**PROVIDED DATA**
———
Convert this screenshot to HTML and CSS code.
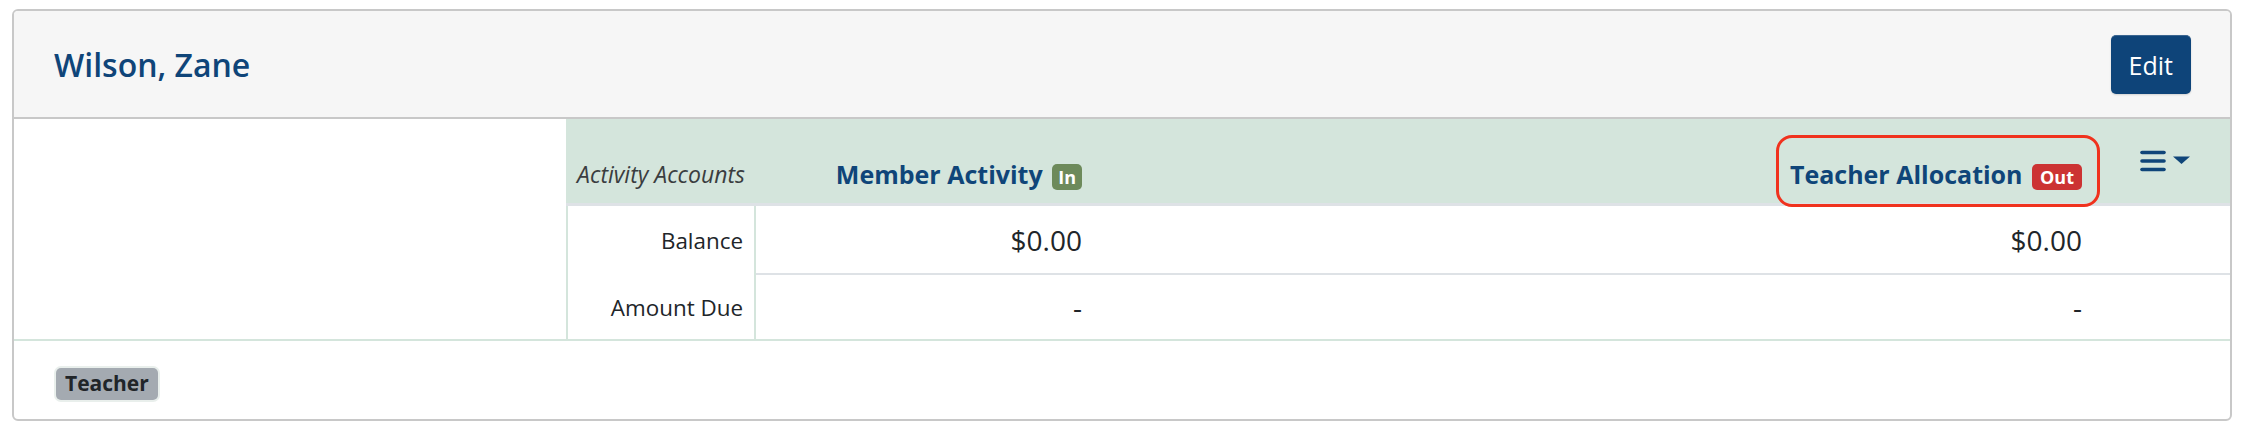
FILE: index.html
```html
<!DOCTYPE html>
<html lang="en">
<head>
    <meta charset="UTF-8">
    <meta name="viewport" content="width=device-width, initial-scale=1.0">
    <title>Wilson, Zane</title>
    <link rel="stylesheet" href="styles.css">
</head>
<body>
    <div class="card">
        <div class="card-head">
            <h2>Wilson, Zane</h2>
            <button class="btn-edit" type="button">Edit</button>
        </div>
        <div class="card-body">
            <div class="side"></div>
            <table class="accounts">
                <colgroup>
                    <col class="c-label">
                    <col class="c-member">
                    <col class="c-teacher">
                    <col>
                </colgroup>
                <thead>
                    <tr>
                        <th class="lbl">Activity Accounts</th>
                        <th class="num"><span class="col-title">Member Activity <span class="badge in">In</span></span></th>
                        <th class="num"><span class="col-title marked">Teacher Allocation <span class="badge out">Out</span></span></th>
                        <th class="menu">
                            <svg width="50" height="22" viewBox="0 0 50 22">
                                <g stroke="#0f4579" stroke-width="3.6" stroke-linecap="round">
                                    <line x1="2" y1="2.5" x2="24" y2="2.5"/>
                                    <line x1="2" y1="11" x2="24" y2="11"/>
                                    <line x1="2" y1="19.5" x2="24" y2="19.5"/>
                                </g>
                                <polygon points="33,6.5 50,6.5 41.5,14" fill="#0f4579"/>
                            </svg>
                        </th>
                    </tr>
                </thead>
                <tbody>
                    <tr class="first">
                        <td class="lbl">Balance</td>
                        <td class="num">$0.00</td>
                        <td class="num">$0.00</td>
                        <td class="rest"></td>
                    </tr>
                    <tr class="last">
                        <td class="lbl">Amount Due</td>
                        <td class="num">-</td>
                        <td class="num">-</td>
                        <td class="rest"></td>
                    </tr>
                </tbody>
            </table>
        </div>
        <div class="card-foot">
            <span class="tag">Teacher</span>
        </div>
    </div>
</body>
</html>
```

FILE: styles.css
```css
body {
    margin: 0;
    padding: 9px 10px 0 12px;
    background: white;
    font-family: "Open Sans", "Liberation Sans", sans-serif;
    color: #212529;
}

.card {
    border: 2px solid #c8c8c8;
    border-radius: 6px;
    overflow: hidden;
    background: white;
}

.card-head {
    display: flex;
    align-items: center;
    justify-content: space-between;
    height: 106px;
    padding: 0 39px 0 40px;
    background: #f6f6f6;
    border-bottom: 2px solid #c8c8c8;
}

.card-head h2 {
    margin: 0;
    font-size: 32px;
    font-weight: 600;
    color: #0f4579;
}

.btn-edit {
    padding: 10px 18px;
    font-family: inherit;
    font-size: 25px;
    line-height: 38px;
    color: white;
    background: #0e4479;
    border: none;
    border-top: 1px solid #3a6590;
    border-radius: 5px;
    box-shadow: 0 1px 2px rgba(0, 0, 0, 0.15);
}

.card-body {
    display: grid;
    grid-template-columns: 552px 1fr;
}

.accounts {
    width: 100%;
    table-layout: fixed;
    border-collapse: separate;
    border-spacing: 0;
}

.c-label {
    width: 190px;
}

.c-member {
    width: 337px;
}

.c-teacher {
    width: 1000px;
}

.accounts th {
    height: 87px;
    padding: 0 11px 12px;
    box-sizing: border-box;
    background: #d4e5dc;
    border-bottom: 3px solid #dee2e6;
    line-height: 34px;
    vertical-align: bottom;
    white-space: nowrap;
}

.accounts th.lbl {
    text-align: right;
    font-size: 23px;
    font-weight: 400;
    font-style: italic;
    color: #3a3d40;
}

.accounts th.num {
    text-align: right;
    font-size: 25px;
    font-weight: 700;
    color: #0f4579;
}

.accounts th.menu {
    padding: 0 0 0 47px;
    text-align: left;
    vertical-align: middle;
}

.accounts th.menu svg {
    display: block;
}

.col-title {
    display: inline-block;
    position: relative;
}

.col-title.marked::after {
    content: "";
    position: absolute;
    top: -22px;
    bottom: -16px;
    left: -14px;
    right: -18px;
    border: 3px solid #f0321e;
    border-radius: 16px;
}

.badge {
    display: inline-block;
    margin-left: 3px;
    padding: 4px 8px;
    font-size: 18px;
    font-weight: 700;
    line-height: 1;
    color: white;
    border-radius: 5px;
}

.badge.in {
    padding: 4px 6px;
    background: #6d8a5b;
}

.badge.out {
    background: #cc3333;
}

.accounts td {
    padding: 0 11px;
    vertical-align: middle;
    text-align: right;
}

.accounts td.lbl {
    font-size: 22.4px;
    border-left: 2px solid #d4e5dc;
    border-right: 2px solid #d4e5dc;
}

.accounts td.num {
    font-size: 28px;
}

.accounts tr.first td {
    height: 67px;
}

.accounts tr.first td.num,
.accounts tr.first td.rest {
    border-bottom: 2px solid #dee2e6;
}

.accounts tr.last td {
    height: 64px;
}

.card-foot {
    height: 80px;
    box-sizing: border-box;
    padding: 27px 42px 0;
    border-top: 2px solid #d4e5dc;
}

.tag {
    display: inline-block;
    padding: 5px 9px 6px;
    font-size: 21px;
    font-weight: 700;
    line-height: 21px;
    color: #212529;
    background: #a4aab1;
    border-radius: 5px;
    box-shadow: 0 0 0 2px #e9efec;
}
```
———
**TASK DESCRIPTION**
Quote each line of the listing exactly, but leave the pictures out.

**REPLY TO THE TASK**
Convert this screenshot to HTML and CSS code.
FILE: index.html
```html
<!DOCTYPE html>
<html lang="en">
<head>
    <meta charset="UTF-8">
    <meta name="viewport" content="width=device-width, initial-scale=1.0">
    <title>Wilson, Zane</title>
    <link rel="stylesheet" href="styles.css">
</head>
<body>
    <div class="card">
        <div class="card-head">
            <h2>Wilson, Zane</h2>
            <button class="btn-edit" type="button">Edit</button>
        </div>
        <div class="card-body">
            <div class="side"></div>
            <table class="accounts">
                <colgroup>
                    <col class="c-label">
                    <col class="c-member">
                    <col class="c-teacher">
                    <col>
                </colgroup>
                <thead>
                    <tr>
                        <th class="lbl">Activity Accounts</th>
                        <th class="num"><span class="col-title">Member Activity <span class="badge in">In</span></span></th>
                        <th class="num"><span class="col-title marked">Teacher Allocation <span class="badge out">Out</span></span></th>
                        <th class="menu">
                            <svg width="50" height="22" viewBox="0 0 50 22">
                                <g stroke="#0f4579" stroke-width="3.6" stroke-linecap="round">
                                    <line x1="2" y1="2.5" x2="24" y2="2.5"/>
                                    <line x1="2" y1="11" x2="24" y2="11"/>
                                    <line x1="2" y1="19.5" x2="24" y2="19.5"/>
                                </g>
                                <polygon points="33,6.5 50,6.5 41.5,14" fill="#0f4579"/>
                            </svg>
                        </th>
                    </tr>
                </thead>
                <tbody>
                    <tr class="first">
                        <td class="lbl">Balance</td>
                        <td class="num">$0.00</td>
                        <td class="num">$0.00</td>
                        <td class="rest"></td>
                    </tr>
                    <tr class="last">
                        <td class="lbl">Amount Due</td>
                        <td class="num">-</td>
                        <td class="num">-</td>
                        <td class="rest"></td>
                    </tr>
                </tbody>
            </table>
        </div>
        <div class="card-foot">
            <span class="tag">Teacher</span>
        </div>
    </div>
</body>
</html>
```

FILE: styles.css
```css
body {
    margin: 0;
    padding: 9px 10px 0 12px;
    background: white;
    font-family: "Open Sans", "Liberation Sans", sans-serif;
    color: #212529;
}

.card {
    border: 2px solid #c8c8c8;
    border-radius: 6px;
    overflow: hidden;
    background: white;
}

.card-head {
    display: flex;
    align-items: center;
    justify-content: space-between;
    height: 106px;
    padding: 0 39px 0 40px;
    background: #f6f6f6;
    border-bottom: 2px solid #c8c8c8;
}

.card-head h2 {
    margin: 0;
    font-size: 32px;
    font-weight: 600;
    color: #0f4579;
}

.btn-edit {
    padding: 10px 18px;
    font-family: inherit;
    font-size: 25px;
    line-height: 38px;
    color: white;
    background: #0e4479;
    border: none;
    border-top: 1px solid #3a6590;
    border-radius: 5px;
    box-shadow: 0 1px 2px rgba(0, 0, 0, 0.15);
}

.card-body {
    display: grid;
    grid-template-columns: 552px 1fr;
}

.accounts {
    width: 100%;
    table-layout: fixed;
    border-collapse: separate;
    border-spacing: 0;
}

.c-label {
    width: 190px;
}

.c-member {
    width: 337px;
}

.c-teacher {
    width: 1000px;
}

.accounts th {
    height: 87px;
    padding: 0 11px 12px;
    box-sizing: border-box;
    background: #d4e5dc;
    border-bottom: 3px solid #dee2e6;
    line-height: 34px;
    vertical-align: bottom;
    white-space: nowrap;
}

.accounts th.lbl {
    text-align: right;
    font-size: 23px;
    font-weight: 400;
    font-style: italic;
    color: #3a3d40;
}

.accounts th.num {
    text-align: right;
    font-size: 25px;
    font-weight: 700;
    color: #0f4579;
}

.accounts th.menu {
    padding: 0 0 0 47px;
    text-align: left;
    vertical-align: middle;
}

.accounts th.menu svg {
    display: block;
}

.col-title {
    display: inline-block;
    position: relative;
}

.col-title.marked::after {
    content: "";
    position: absolute;
    top: -22px;
    bottom: -16px;
    left: -14px;
    right: -18px;
    border: 3px solid #f0321e;
    border-radius: 16px;
}

.badge {
    display: inline-block;
    margin-left: 3px;
    padding: 4px 8px;
    font-size: 18px;
    font-weight: 700;
    line-height: 1;
    color: white;
    border-radius: 5px;
}

.badge.in {
    padding: 4px 6px;
    background: #6d8a5b;
}

.badge.out {
    background: #cc3333;
}

.accounts td {
    padding: 0 11px;
    vertical-align: middle;
    text-align: right;
}

.accounts td.lbl {
    font-size: 22.4px;
    border-left: 2px solid #d4e5dc;
    border-right: 2px solid #d4e5dc;
}

.accounts td.num {
    font-size: 28px;
}

.accounts tr.first td {
    height: 67px;
}

.accounts tr.first td.num,
.accounts tr.first td.rest {
    border-bottom: 2px solid #dee2e6;
}

.accounts tr.last td {
    height: 64px;
}

.card-foot {
    height: 80px;
    box-sizing: border-box;
    padding: 27px 42px 0;
    border-top: 2px solid #d4e5dc;
}

.tag {
    display: inline-block;
    padding: 5px 9px 6px;
    font-size: 21px;
    font-weight: 700;
    line-height: 21px;
    color: #212529;
    background: #a4aab1;
    border-radius: 5px;
    box-shadow: 0 0 0 2px #e9efec;
}
```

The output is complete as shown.